All constructive feedback is appreciated.

evert823

I find the FIDE rules on repetition the most intuitive. If any player manages to get the game into a repetition, the other player was apparently not strong enough to win, which makes it a draw. In a real war or battle, if one army has a strategy to defend the position in some repetitive way and make the war go on forever, who would blame them for that?

dax00

The way piece dynamics work in chu shogi, with so many powerful ranged pieces, a lot of harassment can be done in short order, even forcibly so. There needs to be adequate prohibition to disincentivize what would be a high percentage of draws, to no fault of the stronger player. If the lion didn't exist, this wouldn't be so necessary, but alas...

Chu shogi repetition has historically allowed a defender to defend with repetition, until the JSCA with all their nonsensical rule changes came along. My version allows a defender lots of leeway, seeking to allow every sort of rightful repetition that does not come with attacking intent. What's important is that an attacker is not allowed to repeat.

Of course, a simply stated rule is best. But this is tough. If you can come up with a conciser rule that serves all the desired purposes, then please share. At least my version of the rule is not nearly as indecipherable as the official xiangqi repetition rule. Good grief, reading that rule is awful.

HGMuller

There are various versions of the Xiangqi cahsing rules ('Asia' or 'China Mainland' rules), and I only know the former (and was told the latter are even more complex, as even making mate-in-1 threats is considered chasing there). But I am not sure that what you propose here is simpler than XQ Asia rules. The underlying philosophy of Asia rules is that it only takes into account whether a piece is protected, and not whether it is protected enough, or whether the recapture would be a really poor move (e.g. because it exposes you to mate-in-1, or the recapturing piece was overloaded). One can criticize this for being inaccurate (i.e. leading to a ruling that feels unsatisfactory), but not for being overly complex. Of course there are some unavoidable complications in applying the basic principle, but these are due to XQ rules in general being more complex. E.g. unlike Chu Shogi, XQ has a checking rule, so attack and recapture must be defined in terms of legal moves. And the presence of the Cannon causes there to be many more repetition patterns based on alternately blocking/deactivating and unblocking/activating a non-moving Cannon that makes the attacks.

I think it is better to avoid complex rules when you can. And I am not sure that a rule as complex as what you propose here would really be needed. But I don't like the JCSA rules either. And the problem with outright forbidding all repetitions is that it can be both the attacker and the defender that have to repeat first. E.g. if a perpetual check is possible, the checking piece usually first comes from afar, from a position not part of the checking cycle. The checker must then abort the checking, and do another move.
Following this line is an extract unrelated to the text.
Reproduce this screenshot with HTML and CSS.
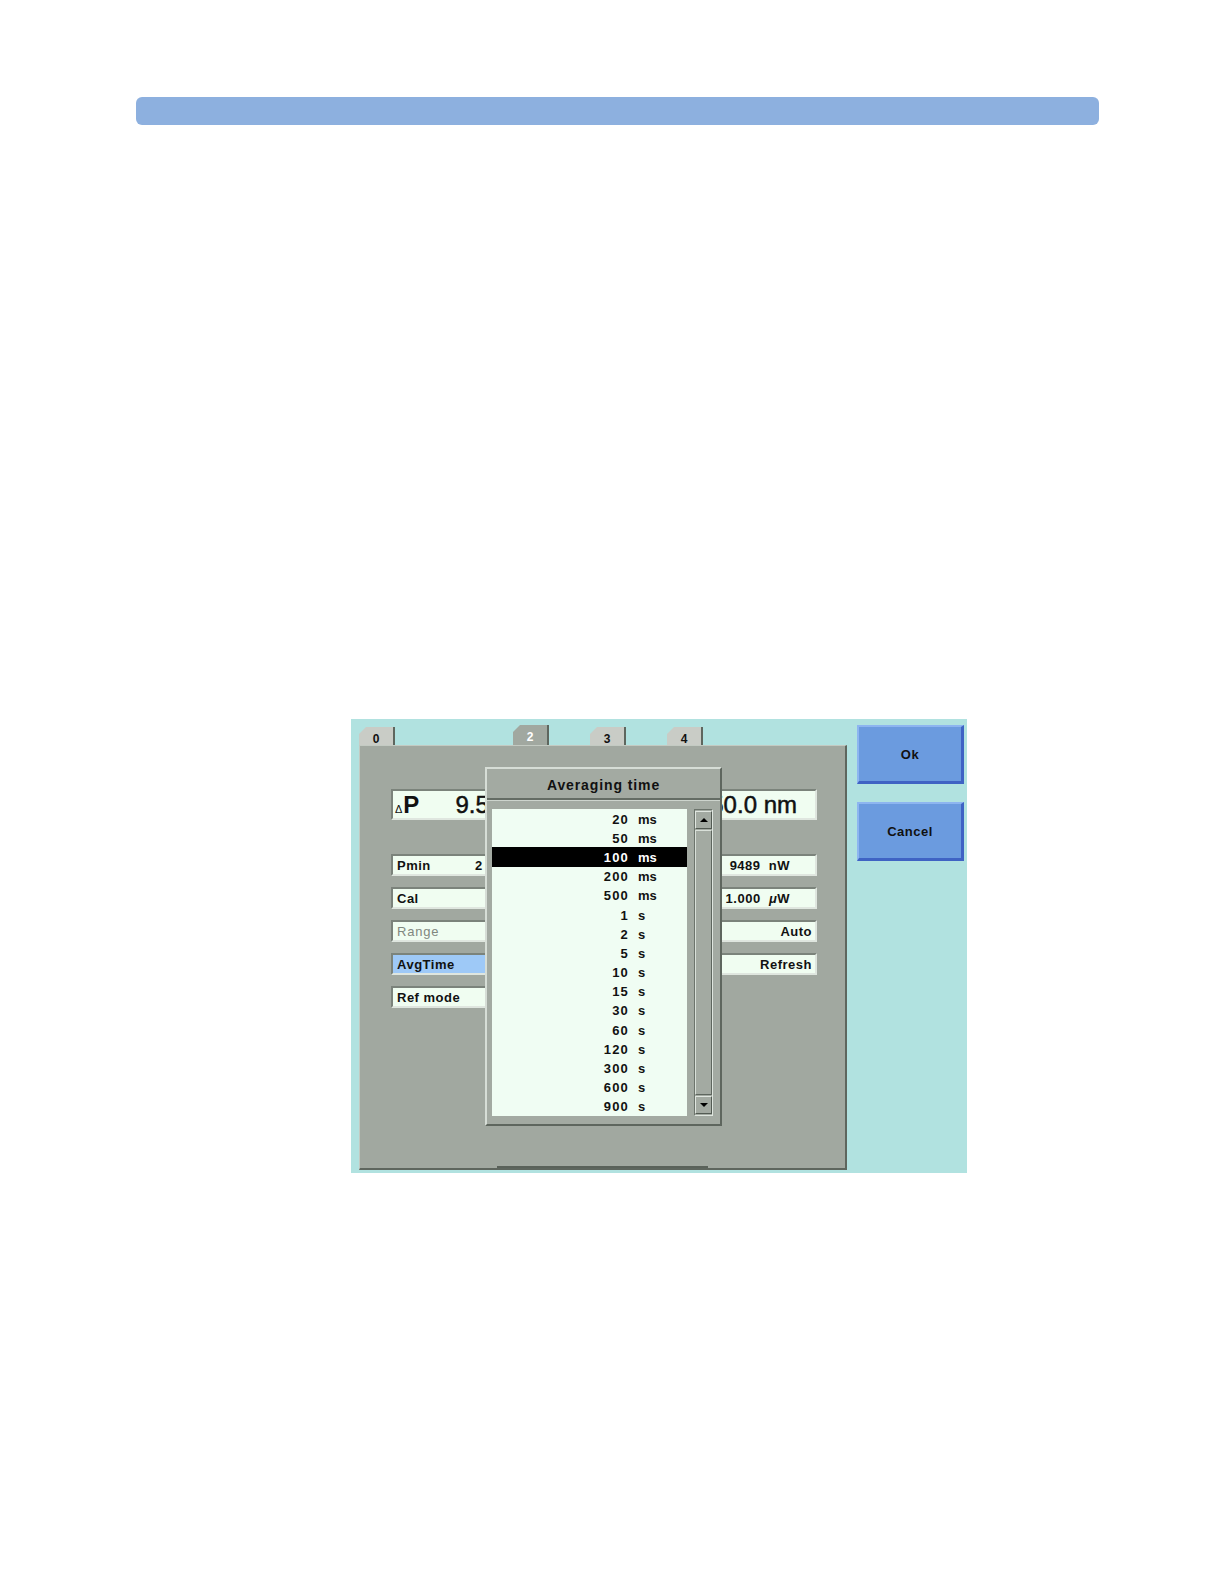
FILE: index.html
```html
<!DOCTYPE html>
<html>
<head>
<meta charset="utf-8">
<title>Averaging time</title>
<link rel="stylesheet" href="styles.css">
</head>
<body>
<div class="topbar"></div>
<div class="shot">
  <div class="main">
    <div class="tabs">
      <div class="tab-slot"><div class="tab">0</div></div>
      <div class="tab-slot"></div>
      <div class="tab-slot"><div class="tab active">2</div></div>
      <div class="tab-slot"><div class="tab">3</div></div>
      <div class="tab-slot"><div class="tab">4</div></div>
    </div>
    <div class="panel">
      <div class="bigfield">
        <span class="delta">&#916;</span><span class="bigP">P</span><span class="bigval">9.5</span>
        <span class="bigright">550.0 nm</span>
      </div>
      <div class="rows">
        <div class="fld lft"><span class="lbl">Pmin</span><span>2</span></div>
        <div class="fld rgt"><span class="unitval">9489&nbsp;&nbsp;nW</span></div>
        <div class="fld lft"><span class="lbl">Cal</span></div>
        <div class="fld rgt"><span class="unitval">1.000&nbsp;&nbsp;<i>&#956;</i>W</span></div>
        <div class="fld lft"><span class="lbl disabled">Range</span></div>
        <div class="fld rgt"><span>Auto</span></div>
        <div class="fld lft sel"><span class="lbl">AvgTime</span></div>
        <div class="fld rgt"><span>Refresh</span></div>
        <div class="fld lft"><span class="lbl">Ref mode</span></div>
        <div class="empty"></div>
      </div>
      <div class="tabline"></div>
      <div class="popup">
        <div class="popup-head">Averaging time</div>
        <div class="popup-body">
          <div class="list">
            <div class="item"><span class="num">20</span><span class="unit">ms</span></div>
            <div class="item"><span class="num">50</span><span class="unit">ms</span></div>
            <div class="item current"><span class="num">100</span><span class="unit">ms</span></div>
            <div class="item"><span class="num">200</span><span class="unit">ms</span></div>
            <div class="item"><span class="num">500</span><span class="unit">ms</span></div>
            <div class="item"><span class="num">1</span><span class="unit">s</span></div>
            <div class="item"><span class="num">2</span><span class="unit">s</span></div>
            <div class="item"><span class="num">5</span><span class="unit">s</span></div>
            <div class="item"><span class="num">10</span><span class="unit">s</span></div>
            <div class="item"><span class="num">15</span><span class="unit">s</span></div>
            <div class="item"><span class="num">30</span><span class="unit">s</span></div>
            <div class="item"><span class="num">60</span><span class="unit">s</span></div>
            <div class="item"><span class="num">120</span><span class="unit">s</span></div>
            <div class="item"><span class="num">300</span><span class="unit">s</span></div>
            <div class="item"><span class="num">600</span><span class="unit">s</span></div>
            <div class="item"><span class="num">900</span><span class="unit">s</span></div>
          </div>
          <div class="scroll">
            <div class="sbtn"><span class="arrow up"></span></div>
            <div class="thumb"></div>
            <div class="sbtn"><span class="arrow down"></span></div>
          </div>
        </div>
      </div>
    </div>
  </div>
  <div class="buttons">
    <div class="btn">Ok</div>
    <div class="btn">Cancel</div>
  </div>
</div>
</body>
</html>
```

FILE: styles.css
```css
* { box-sizing: border-box; }

body {
  margin: 0;
  background: #ffffff;
  font-family: "Liberation Sans", Arial, sans-serif;
  color: #111;
}

.topbar {
  margin: 97px 0 0 136px;
  width: 963px;
  height: 28px;
  background: #8db0df;
  border-radius: 6px;
}

.shot {
  margin: 594px 0 0 351px;
  width: 616px;
  height: 454px;
  background: #b1e2e0;
  display: flex;
  align-items: flex-start;
}

.main {
  width: 496px;
  padding-left: 8px;
  display: flex;
  flex-direction: column;
}

/* tabs */
.tabs {
  height: 26px;
  display: flex;
  align-items: flex-end;
}
.tab-slot {
  width: 77px;
  height: 100%;
  display: flex;
  align-items: flex-end;
}
.tab {
  width: 36px;
  height: 18px;
  background: #c9ccc6;
  border-right: 2px solid #5e665e;
  clip-path: polygon(7px 0, 100% 0, 100% 100%, 0 100%, 0 7px);
  font-weight: 700;
  font-size: 12px;
  display: flex;
  align-items: center;
  justify-content: center;
  padding-top: 5px;
  color: #111;
}
.tab.active {
  height: 20px;
  background: #a1a8a0;
  color: #ffffff;
  padding-top: 3px;
}

/* main panel */
.panel {
  position: relative;
  height: 425px;
  background: #a1a8a0;
  border-top: 1px solid #c3cac2;
  border-left: 1px solid #c3cac2;
  border-right: 2px solid #5e665e;
  border-bottom: 2px solid #5e665e;
  padding: 43px 28px 0 31px;
  display: flex;
  flex-direction: column;
}

.bigfield {
  height: 31px;
  background: #f0fdf1;
  border-style: solid;
  border-width: 2px;
  border-color: #7b837b #dfe6df #dfe6df #7b837b;
  display: flex;
  align-items: center;
  padding: 0 18px 0 2px;
  font-size: 24px;
  -webkit-text-stroke: 0.5px #111;
}
.delta {
  font-size: 11px;
  margin-top: 9px;
  -webkit-text-stroke: 0;
}
.bigP {
  margin-left: 1px;
  font-weight: 700;
  -webkit-text-stroke: 0;
}
.bigval {
  margin-left: 36px;
}
.bigright {
  margin-left: auto;
}

.rows {
  margin-top: 34px;
  display: grid;
  grid-template-columns: 1fr 1fr;
  column-gap: 10px;
  row-gap: 11px;
}
.fld {
  height: 22px;
  background: #f0fdf1;
  border-style: solid;
  border-width: 2px;
  border-color: #7b837b #dfe6df #dfe6df #7b837b;
  display: flex;
  align-items: center;
  font-size: 13px;
  font-weight: 700;
  letter-spacing: 0.5px;
}
.fld.lft { padding-left: 4px; }
.fld.rgt { justify-content: flex-end; padding-right: 3px; }
.fld.sel { background: #9ec9f7; }
.lbl { width: 78px; display: inline-block; }
.lbl.disabled { color: #80877f; font-weight: 400; letter-spacing: 0.8px; }
.unitval { padding-right: 22px; }
.unitval i { font-weight: 700; }
.empty { height: 22px; }

.tabline {
  margin-top: auto;
  margin-left: 106px;
  width: 211px;
  height: 2px;
  background: #5a625a;
}

/* popup */
.popup {
  position: absolute;
  left: 125px;
  top: 21px;
  width: 237px;
  height: 359px;
  background: #a3aaa2;
  border-style: solid;
  border-width: 2px;
  border-color: #d6ddd6 #5e665e #5e665e #d6ddd6;
  display: flex;
  flex-direction: column;
}
.popup-head {
  height: 31px;
  flex: none;
  border-bottom: 2px solid #646c64;
  box-shadow: 0 1px 0 #cdd4cd;
  display: flex;
  align-items: center;
  justify-content: center;
  font-weight: 700;
  font-size: 14px;
  letter-spacing: 0.9px;
  padding-top: 2px;
}
.popup-body {
  flex: 1;
  display: flex;
  gap: 7px;
  padding: 9px 7px 0 5px;
}
.list {
  width: 195px;
  height: 307.2px;
  background: #f0fdf3;
  display: flex;
  flex-direction: column;
}
.item {
  height: 19.2px;
  display: flex;
  align-items: center;
  font-size: 13px;
  font-weight: 700;
  padding-top: 1px;
}
.item.current {
  background: #000;
  color: #fff;
}
.num {
  width: 137px;
  text-align: right;
  letter-spacing: 1.2px;
}
.unit {
  margin-left: 9px;
}

.scroll {
  width: 19px;
  height: 307px;
  border-style: solid;
  border-width: 1px;
  border-color: #6c746c #dfe6df #dfe6df #6c746c;
  display: flex;
  flex-direction: column;
  padding: 1px 0;
}
.sbtn {
  height: 18px;
  flex: none;
  background: #a3aaa2;
  border-style: solid;
  border-width: 1px;
  border-color: #e0e6e0 #535b53 #535b53 #e0e6e0;
  display: flex;
  align-items: center;
  justify-content: center;
}
.arrow {
  width: 0;
  height: 0;
  border-left: 4px solid transparent;
  border-right: 4px solid transparent;
}
.arrow.up { border-bottom: 4px solid #000; }
.arrow.down { border-top: 4px solid #000; }
.thumb {
  flex: 1;
  margin: 1px 0;
  border-style: solid;
  border-width: 1px;
  border-color: #d9e0d9 #5e665e #5e665e #d9e0d9;
}

/* buttons */
.buttons {
  margin-left: 10px;
  width: 107px;
  padding-top: 6px;
  display: flex;
  flex-direction: column;
  gap: 18px;
}
.btn {
  height: 59px;
  background: #6b9bdf;
  border-style: solid;
  border-width: 2px 3px 3px 2px;
  border-color: #8db5f0 #3f63c4 #3f63c4 #8db5f0;
  display: flex;
  align-items: center;
  justify-content: center;
  font-size: 13px;
  font-weight: 700;
  letter-spacing: 0.5px;
}
```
But if the opponent is not really able to make continuation of the checking impossible, and also plays an unrelated move, the checking can resume, but this time starting from a position after the evasion that is in the new cycle. Then the defender would be the first to repeat, and if he is not allowed to, it usually means he is now checkmated, as perpetuals typically occur when you only have one evasion.
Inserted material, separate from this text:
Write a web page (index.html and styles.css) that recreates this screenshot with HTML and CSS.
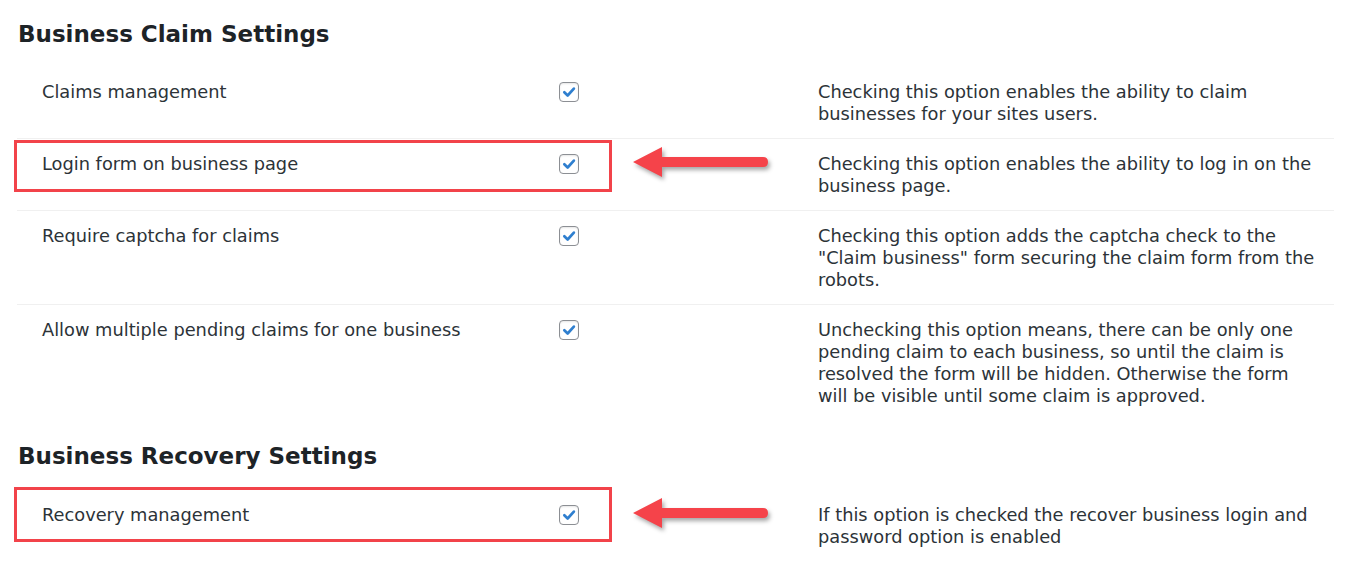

For perpetual checking this is very easy to prevent by exempting check evasions from the repetition rule. A similar solution with other threats runs into the problem that it requires a definition for what constitutes a threat. Even for 'check' this is not obvious in Chu Shogi, btw, because of the multiple (extinction) royalty. I would say that an attack on King or Crown Prince when you have both K and CP does not count as a check; your spare royal is an expendabe piece. But if chasing pieces is also forbidden this would become a moot point.

Would it really be a problem if there was always complete freedom in moving pieces that just got attacked? (I.e. also play moves that repeat positions.) Irrespective of whether they were actually protected, protected enough, what their value is compared to that of the attacker, whether capturing them was bad... And not only moving the attacked piece away, but also allow interposition. (Although it will be much rarer that those occur in a perpetual; you would have to use the same piece to alternately interpose in two different attacks by the same piece.) This is a very liberal definition of 'threat', and it is hard to imagine a player would be in trouble forcing him to repat a move when the previous move of his opponent did not attack anything at all. If you want you could add mate-in-1 threats, and allow complete freedom of move choice when the opponent can checkmate you.

This doesn't unduly penalize a defender that happens to make some unimportant attacks as unintended side effect of his defensive moves. It would only grant the chaser to freely move those counter-attacked pieces, or interpose along the attack ray. But that would likely not stay on any repeat cycle, he would abort the chasing for that. Which he would not want to do if it is a futile counter-attack, and otherwise accomplishes the goal.

The main problem I see with this very simple rule is that there could be perpetuals that mutually attack, e.g. a Rook that threatens to deliver checkmate by moving to last rank, defended by interposing a Rook on another rank protected from the side. Interposing the Rook would then counter-attack the Rook thatthreatened mate. This doesn't seem to suffer from the problem of 'revival' of the perpetual with opposite obligation to change move, as neither player could afford to stay on the repeat cycle. Perhaps this can be solved by ranking threats (e.g. check - mate threat - other attack), and requiring that after a repetition-violating move another such move can only follow if it solves a threat of higher rank.

It is also a question what type of chasing we want to outlaw. In XQ, alternately attacking several pieces is allowed. It is only a chase if you attack the same piece on every move. Not sure why they do that; probably because it isn't a problem in practice.